Although he labored for 10 to 12 hours a day, seven days a week for more than a month, Price was not alone in the workshop. He received unexpected help from Fred Fulmer, the great-grandson of the original carver.

Along with 20 years of carving experience, Fulmer brought four generations of St. Clair’s descendants to work on what he called “grandpa’s totem pole.”

“What I really liked was looking at the pole up close and personal,” Fulmer said. “When it was standing, it was 47 feet tall, so I’ve always admired the raven on top from a distance. When it was lying down, I could see the tail feathers, the designs on the wings.”

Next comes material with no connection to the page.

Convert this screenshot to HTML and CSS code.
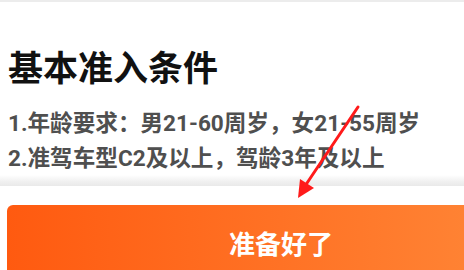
FILE: index.html
```html
<!DOCTYPE html>
<html lang="zh-CN">
<head>
    <meta charset="UTF-8">
    <meta name="viewport" content="width=device-width, initial-scale=1.0">
    <title>基本准入条件</title>
    <link rel="stylesheet" href="styles.css">
</head>
<body>
    <div class="page">
        <div class="rules">
            <h1 class="rules-title">基本准入条件</h1>
            <p class="rule">1.年龄要求：男21-60周岁，女21-55周岁</p>
            <p class="rule">2.准驾车型C2及以上，驾龄3年及以上</p>
        </div>
        <div class="divider"></div>
        <div class="footer">
            <button class="ready-btn">准备好了</button>
        </div>
        <svg class="arrow" width="464" height="270" viewBox="0 0 464 270">
            <line x1="358" y1="107" x2="303" y2="189" stroke="#ff1a1a" stroke-width="3" stroke-linecap="round"/>
            <polygon points="298,198 300,179 314,188" fill="#ff1a1a"/>
        </svg>
    </div>
</body>
</html>
```

FILE: styles.css
```css
body {
    margin: 0;
    font-family: "Noto Sans CJK SC", "Noto Sans", sans-serif;
    background-color: #ffffff;
    overflow: hidden;
}
.page {
    position: relative;
    width: 464px;
    height: 270px;
    overflow: hidden;
    border-top: 2px solid #ececec;
    box-sizing: border-box;
}
.rules {
    padding: 46px 8px 0;
    height: 173px;
    box-sizing: border-box;
}
.rules-title {
    margin: 0 0 23px;
    font-size: 35px;
    line-height: 35px;
    font-weight: 700;
    color: #111111;
}
.rule {
    margin: 0;
    font-family: Roboto, "Noto Sans CJK SC", sans-serif;
    font-size: 22.6px;
    line-height: 35px;
    font-weight: 700;
    color: #4f4f4f;
    white-space: nowrap;
}
.divider {
    height: 11px;
    background: linear-gradient(to bottom, #ffffff, #f1f1f1 55%, #e9e9e9);
}
.footer {
    padding: 19px 0 0 7px;
}
.ready-btn {
    width: 548px;
    height: 76px;
    border: none;
    border-radius: 6px;
    background: linear-gradient(to right, #ff5a10, #ff8a3a);
    color: #ffffff;
    font-family: inherit;
    font-size: 26px;
    font-weight: 700;
    padding: 0 0 2px;
    cursor: pointer;
}
.arrow {
    position: absolute;
    top: -2px;
    left: 0;
    pointer-events: none;
}
```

Fulmer helped repaint the totem, with assistance from his daughter, granddaughter and infant great-granddaughter. The experience restored Fulmer’s ties with his family and culture—both past and present.

“This totem is the story of the Auke Bay people, given to them by Frank St. Clair,” he said. “As one of the descendants, to be able to help restore that, put it back up, it feels like history is being repeated.”

Over the past 75 years, the Yax té totem has become significant not only to the Tlingit, but to the history of Juneau itself. The pole is believed to be the oldest totem on record in southeast Alaska.

U.S. Forest Service / The 47-foot pole barely fits inside a Forest Service warehouse, where it has undergone extensive restoration.

The totem’s significance crosses cultural boundaries, Price said. He invites all who see Yax té to consider its meaning.

“What comes to mind when you see these monuments in cedar?” he said. “There should be a little bit of soul-searching from within.”